So lieber Leser, zuerst erkläre ich dir kurz die zwei verschiedenen Dehnungsformen. Beim statischen Dehnen wird eine Dehnungsposition eingenommen und für etwa 30 Sekunden, ohne Bewegung (statisch), gehalten. Der Unterschied zum dynamischen Dehnen, liegt nun darin, die Endposition federnd mit Bewegung zu verbinden. Nachfedern hielt man lange Zeit für ungünstig, ja sogar für schädlich. Doch warum? Das erkläre ich dir anhand eines Beispiels.
Die hintere Oberschenkelmuskulatur (in Fachkreisen kurz die "Ischies") verläuft über das Knie und die Hüfte. Etwas vereinfacht haben die Ischies zwei Funktionen. Sie können in der Hüfte strecken und im Knie beugen. Möchtest du nun deine Ischies dehnen, musst du bei gestreckten Knien im Hüftgelenk beugen. Wenn du das tust, spürst du ein Ziehen in den "Ischies". Doch nicht nur da, oder?
Nun ging man ja davon aus, daß man nur die Muskulatur dehnt. Und wenn dem so wäre, könnten wippende Bewegungen eine reflektorische Gegenspannung im Muskel erzeugen. Kontraproduktiv für Dehnungen. Doch eigentlich fand ich das schon immer unlogisch. Jeder kennt das. Nehmen wir mal den normalen Langsitz, d.h. du sitzt mit gestreckten Beinen auf dem Boden. Wenn du jetzt den Oberkörper nach vorne beugst, fängt es an hinten in den Beinen zu ziehen. Wenn du jetzt aber noch die Fußspitzen mit hochziehst, schmerzt es deutlich mehr.

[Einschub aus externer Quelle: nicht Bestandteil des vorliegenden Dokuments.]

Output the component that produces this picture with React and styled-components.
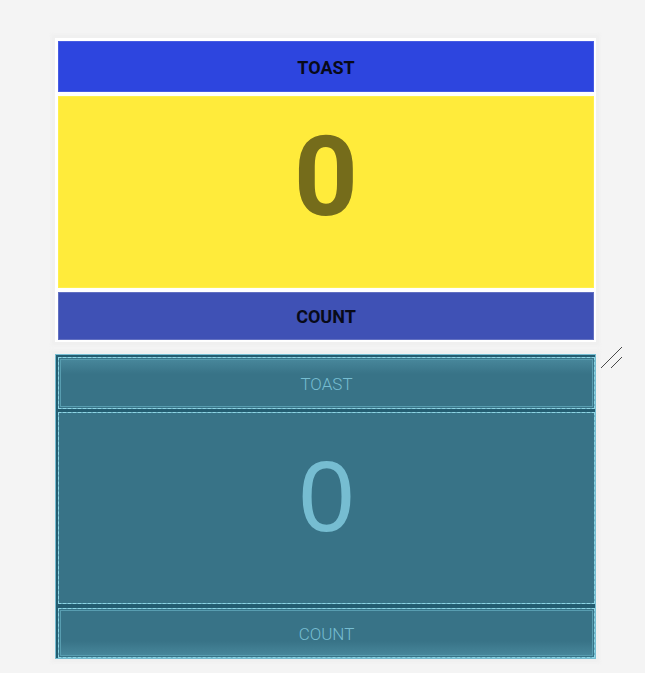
import React from "react";
import styled, { createGlobalStyle } from "styled-components";

const GlobalStyle = createGlobalStyle`
  *, *::before { box-sizing: border-box; }
  body {
    margin: 0;
    background: #f4f4f4;
    font-family: Roboto, sans-serif;
  }
`;

const Page = styled.main`
  display: flex;
  flex-direction: column;
  gap: 12px;
  padding: 38px 49px 14px 55px;
`;

const Card = styled.section`
  display: flex;
  flex-direction: column;
  gap: 4px;
  padding: 3px 2px 2px 3px;
  background: #fff;
  box-shadow: 0 0 3px 4px #f0f0f0;
`;

const BarButton = styled.button`
  height: ${(p) => p.$height}px;
  padding: 2px 0 0;
  border: 1px solid ${(p) => p.$edge};
  background: ${(p) => p.$color};
  color: #080a18;
  font: 700 18px/20px Roboto, sans-serif;
  text-align: center;
`;

const Display = styled.output`
  display: flex;
  justify-content: center;
  height: 192px;
  padding-top: 24px;
  border: 1px solid #fff04d;
  background: #ffeb3b;
  color: #756c1b;
  font-size: 112px;
  font-weight: 700;
  line-height: 112px;
`;

const BlueprintCard = styled.section`
  display: flex;
  flex-direction: column;
  gap: 3px;
  position: relative;
  padding: 2px 0 0 2px;
  border: 1px solid #76bdd1;
  background: #235c70;
  box-shadow: 0 0 3px 4px #f0f0f0;
`;

const BlueprintButton = styled.button`
  height: ${(p) => p.$height}px;
  padding: 1px;
  border: 1px dashed #8ed5e4;
  background: linear-gradient(#387387, #387387) padding-box, #6cb2c5 border-box;
  color: #76bdd1;
  font: 300 17px/20px Roboto, sans-serif;
`;

const BlueprintFace = styled.span`
  display: flex;
  align-items: center;
  justify-content: center;
  height: 100%;
  padding-top: 1px;
  border: 1px solid #589db0;
  background: linear-gradient(
    ${(p) => (p.$lit === "top" ? "to bottom" : "to top")},
    #47869a,
    #387387 14px
  );
`;

const BlueprintDisplay = styled.output`
  display: flex;
  justify-content: center;
  height: 192px;
  margin-bottom: 1px;
  padding-top: 33px;
  border: 1px dashed #8ed5e4;
  background: linear-gradient(#387387, #387387) padding-box, #6cb2c5 border-box;
  color: #76bdd1;
  font-family: "Liberation Sans", Arial, sans-serif;
  font-size: 100px;
  font-weight: 400;
  line-height: 100px;
`;

const ResizeGrip = styled.svg`
  position: absolute;
  top: -9px;
  right: -28px;
`;

export default function App() {
  return (
    <>
      <GlobalStyle />
      <Page>
        <Card>
          <BarButton type="button" $height={51} $color="#2d45df" $edge="#475ce3">TOAST</BarButton>
          <Display>0</Display>
          <BarButton type="button" $height={48} $color="#3f51b5" $edge="#6270c1">COUNT</BarButton>
        </Card>
        <BlueprintCard>
          <BlueprintButton type="button" $height={52}>
            <BlueprintFace $lit="top">TOAST</BlueprintFace>
          </BlueprintButton>
          <BlueprintDisplay>0</BlueprintDisplay>
          <BlueprintButton type="button" $height={50}>
            <BlueprintFace $lit="bottom">COUNT</BlueprintFace>
          </BlueprintButton>
          <ResizeGrip width="24" height="24" viewBox="0 0 24 24" aria-hidden="true">
            <path d="M2 22L23 1M12 22L23 11" stroke="#4a4a4a" strokeWidth="1" fill="none" />
          </ResizeGrip>
        </BlueprintCard>
      </Page>
    </>
  );
}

Es gibt aber keinen Muskel, der von der Hüfte bis zu den Füßen verläuft. Nimmst du jetzt auch noch den Kopf nach vorne, spürst du die gesamte Körperrückseite. Durch den vor geneigten Kopf, verstärkst du sogar das Ziehen in den hinteren Oberschenkeln. Wenn ich in der Physio-Ausbildung die Dozenten gefragt habe, wie man sich das erklärt, kam da immer nur: "Äähm, das ist wohl das Nervensystem und ähhh d-das Gewebe und...und... wir müssen jetzt mal weitermachen?!?!"

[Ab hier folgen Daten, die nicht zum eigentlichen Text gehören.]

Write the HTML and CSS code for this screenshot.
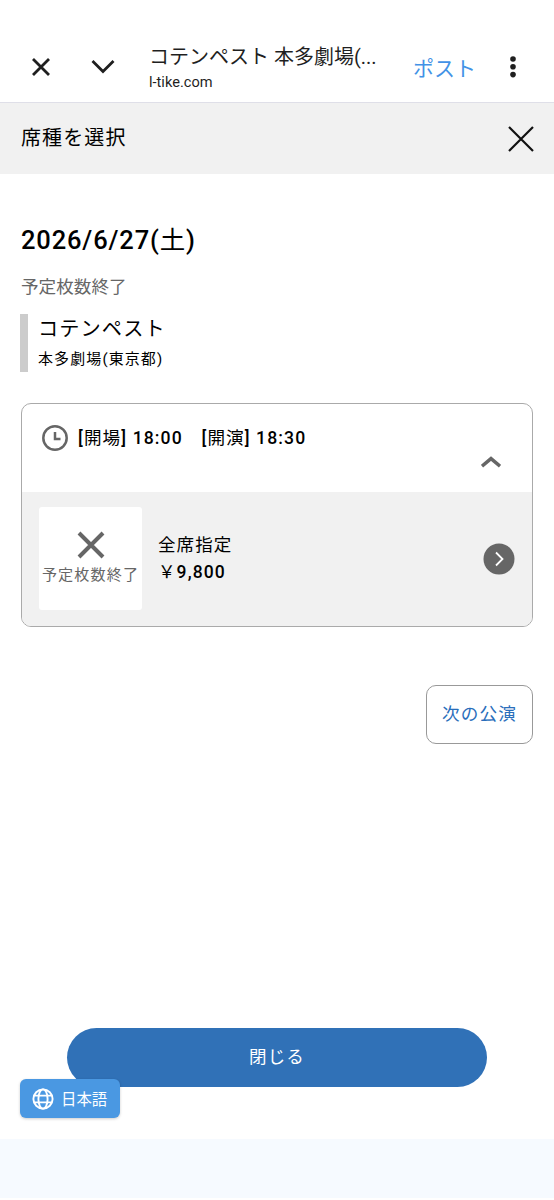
FILE: index.html
```
<!DOCTYPE html>
<html lang="ja">
<head>
    <meta charset="UTF-8">
    <meta name="viewport" content="width=device-width, initial-scale=1.0">
    <title>席種を選択</title>
    <link rel="stylesheet" href="styles.css">
</head>
<body>
<header class="browser-bar">
    <svg class="icon-close" width="20" height="20" viewBox="0 0 20 20"><path d="M2 2L18 18M18 2L2 18"/></svg>
    <svg class="icon-down" width="24" height="16" viewBox="0 0 24 16"><path d="M1.5 2L12 12.5L22.5 2"/></svg>
    <div class="page-info">
        <div class="page-title">コテンペスト 本多劇場(...</div>
        <div class="page-url">l-tike.com</div>
    </div>
    <a class="post">ポスト</a>
    <svg class="icon-menu" width="6" height="22" viewBox="0 0 6 22"><circle cx="3" cy="3" r="2.8"/><circle cx="3" cy="10.8" r="2.8"/><circle cx="3" cy="18.6" r="2.8"/></svg>
</header>

<div class="modal-head">
    <h1>席種を選択</h1>
    <svg class="modal-close" width="26" height="26" viewBox="0 0 26 26"><path d="M1 1L25 25M25 1L1 25"/></svg>
</div>

<main>
    <h2 class="date"><b>2026/6/27(</b>土<b>)</b></h2>
    <p class="status">予定枚数終了</p>
    <div class="event">
        <p class="event-name">コテンペスト</p>
        <p class="event-place">本多劇場(東京都)</p>
    </div>

    <section class="card">
        <div class="card-head">
            <svg class="icon-clock" width="26" height="26" viewBox="0 0 26 26"><circle cx="13" cy="13" r="11.7"/><path d="M13 7V14H18.5"/></svg>
            <p class="time"><b>[</b>開場<b>] 18:00</b>　<b>[</b>開演<b>] 18:30</b></p>
            <svg class="icon-up" width="20" height="12" viewBox="0 0 20 12"><path d="M1 10.2L10 2.6L19 10.2"/></svg>
        </div>
        <div class="seat">
            <div class="seat-status">
                <svg width="28" height="28" viewBox="0 0 28 28"><path d="M2 2L26 26M26 2L2 26"/></svg>
                <span>予定枚数終了</span>
            </div>
            <div class="seat-info">
                <p>全席指定</p>
                <p class="price">￥<b>9,800</b></p>
            </div>
            <svg class="icon-next" width="32" height="32" viewBox="0 0 32 32"><circle cx="16" cy="16" r="15.5"/><path d="M13 9.5L19.5 16L13 22.5"/></svg>
        </div>
    </section>

    <button class="next-stage">次の公演</button>
</main>

<button class="close-btn">閉じる</button>

<div class="lang">
    <svg width="22" height="22" viewBox="0 0 22 22"><circle cx="11" cy="11" r="9.6"/><ellipse cx="11" cy="11" rx="4.6" ry="9.6"/><path d="M2 7.6H20M2 14.4H20"/></svg>
    <span>日本語</span>
</div>
<footer class="bottom-strip"></footer>
</body>
</html>
```
FILE: styles.css
```
* {
    box-sizing: border-box;
}
body {
    margin: 0;
    height: 1200px;
    display: flex;
    flex-direction: column;
    position: relative;
    background-color: #fff;
    color: #000;
    font-family: Roboto, "Noto Sans CJK JP", sans-serif;
    letter-spacing: 1.1px;
    overflow: hidden;
}
h1, h2, p {
    margin: 0;
    font-weight: 400;
}
b {
    font-weight: 500;
}
svg {
    display: block;
    flex: none;
    fill: none;
}
button {
    font-family: inherit;
    letter-spacing: inherit;
    padding: 0;
}

/* browser bar */
.browser-bar {
    height: 103px;
    padding: 31px 38px 0 31px;
    display: flex;
    align-items: center;
    border-bottom: 1px solid #dfdfe8;
    color: #1f1f1f;
    letter-spacing: 0;
}
.icon-close, .icon-down {
    stroke: #1f1f1f;
    stroke-width: 2.8;
}
.icon-down {
    margin-left: 40px;
}
.page-info {
    width: 264px;
    margin-left: 34px;
    padding-top: 4px;
    white-space: nowrap;
}
.page-title {
    font-size: 20px;
    line-height: 28px;
}
.page-url {
    font-size: 14.6px;
    line-height: 23px;
}
.post {
    padding-top: 5px;
    color: #4292e6;
    font-size: 21px;
    line-height: 30px;
}
.icon-menu {
    margin-left: auto;
    fill: #1f1f1f;
}

/* modal */
.modal-head {
    height: 71px;
    padding: 0 20px 0 21px;
    display: flex;
    align-items: center;
    justify-content: space-between;
    background-color: #f1f1f1;
}
.modal-head h1 {
    padding-bottom: 1px;
    font-size: 20px;
    line-height: 30px;
}
.modal-close {
    stroke: #111;
    stroke-width: 2.2;
}
main {
    height: 854px;
    padding: 49px 21px 0;
    display: flex;
    flex-direction: column;
}
.date {
    font-size: 25.5px;
    line-height: 34px;
    letter-spacing: 0.85px;
}
.status {
    margin-top: 17px;
    color: #666;
    font-size: 17.6px;
    line-height: 26px;
    letter-spacing: 0;
}
.event {
    height: 58px;
    margin-top: 14px;
    margin-left: -1px;
    padding-left: 10px;
    border-left: 8px solid #ccc;
}
.event-name {
    font-size: 20.2px;
    line-height: 31px;
}
.event-place {
    font-size: 15px;
    line-height: 28px;
}

/* performance card */
.card {
    height: 224px;
    margin-top: 31px;
    border: 1px solid #aaa;
    border-radius: 10px;
    overflow: hidden;
}
.card-head {
    height: 88px;
    padding: 21px 31px 0 20px;
    display: flex;
    align-items: flex-start;
}
.icon-clock {
    stroke: #666;
    stroke-width: 2.5;
}
.time {
    margin-left: 10px;
    font-size: 17.6px;
    line-height: 26px;
}
.icon-up {
    margin: 31px 0 0 auto;
    stroke: #666;
    stroke-width: 3.4;
}
.seat {
    height: 134px;
    padding: 0 17px 1px 17px;
    display: flex;
    align-items: center;
    background-color: #f1f1f1;
}
.seat-status {
    width: 103px;
    height: 103px;
    padding-top: 24px;
    display: flex;
    flex-direction: column;
    align-items: center;
    border-radius: 3px;
    background-color: #fff;
    color: #666;
    font-size: 15.1px;
    line-height: 22px;
    white-space: nowrap;
}
.seat-status svg {
    margin-bottom: 5px;
    stroke: #666;
    stroke-width: 4;
}
.seat-info {
    margin-left: 16px;
    padding-top: 1px;
    font-size: 17.5px;
    line-height: 27px;
}
.icon-next {
    margin-left: auto;
}
.icon-next circle {
    fill: #666;
}
.icon-next path {
    stroke: #fff;
    stroke-width: 1.8;
}
.next-stage {
    width: 107px;
    height: 59px;
    margin-top: 58px;
    padding-bottom: 4px;
    align-self: flex-end;
    border: 1px solid #999;
    border-radius: 10px;
    background-color: #fff;
    color: #2a6ebb;
    font-size: 17.6px;
}

/* bottom */
.close-btn {
    width: 420px;
    height: 59px;
    padding-bottom: 4px;
    align-self: center;
    flex: none;
    border: none;
    border-radius: 30px;
    background-color: #3071b7;
    color: #fff;
    font-size: 17.5px;
}
.lang {
    position: absolute;
    left: 20px;
    top: 1079px;
    width: 100px;
    height: 39px;
    padding-left: 12px;
    display: flex;
    align-items: center;
    gap: 7px;
    border-radius: 6px;
    background-color: #4a98e2;
    box-shadow: 0 1px 3px rgba(0, 0, 0, 0.2);
    color: #fff;
    font-size: 15.4px;
    letter-spacing: 0;
}
.lang span {
    padding-bottom: 2px;
}
.lang svg {
    stroke: #fff;
    stroke-width: 1.9;
}
.bottom-strip {
    height: 59px;
    margin-top: 52px;
    background-color: #f6faff;
}
```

Tatsächlich gab es damals keine schlüssigen Erklärungsmodelle. Nun ist klar, was du da spürst und was du de facto hauptsächlich dehnst. Dein mit Nervenfasern und Sinnesrezeptoren prall gefülltes Fasziensystem! Und da deine Faszien im Bewegungsapparat primär für die Dynamik und nicht für die Statik zuständig sind, wollen sie auch dynamisches Dehnen!
So lieber Leser, was dynamisches Dehnen ist, wurde ja eigentlich schon geklärt. Doch auf einiges möchte ich noch eingehen.
Das klassische dynamische Dehnen ist immer mit federnden Impulsen in der maximalen Dehnstellung. Doch meist werden die federnden Bewegungen als langsam rhythmisch beschrieben. Dadurch wird, erfahrungsgemäß, aus dem Federn, leicht eine geführte Bewegung. Meiner Meinung nach, muss man aber, um optimale Effekte zu erzielen, die natürlichen Eigenschaften unserer "Supergummibänder" nutzen und fördern. Wenn du z.B. im Stand, mit gestreckten Beinen, deine Finger oder die ganze Hand auf den Boden bekommen möchtest, nutze das Gewicht deiner Arme und deines Oberkörpers für das dynamische Dehnen aus und federe kraftvoll nach unten. In welchem Rhythmus du federst und wie groß die Federbewegung ist, werden dir deine Faszien mitteilen. Denn das ist individuell. Du wirst ein Gefühl dafür entwickeln. Natürlich solltest du dabei keine Schmerzen haben, aber ein ordentliches ziehen ist normal. Du kannst ruhig kräftig und auch zügig federn, denn das ist, meiner Meinung nach, der Stimulus, den unsere Faszien brauchen, um ihre Strukturen anzupassen. Gesunde Faszien verleihen dir explosive, flexible Dynamik. Du wirst dich wundern, wie schnell du die ersten Erfolge siehst. Wahrscheinlich durch gelöste Verklebungen. Denn die Gesundung des Fasziengewebes dauert Monate bis Jahre. Das bedeutet, daß du selbst nach Jahren noch Fortschritte beim dynamischen Dehnen sehen wirst! ERGO: Immer dranbleiben!!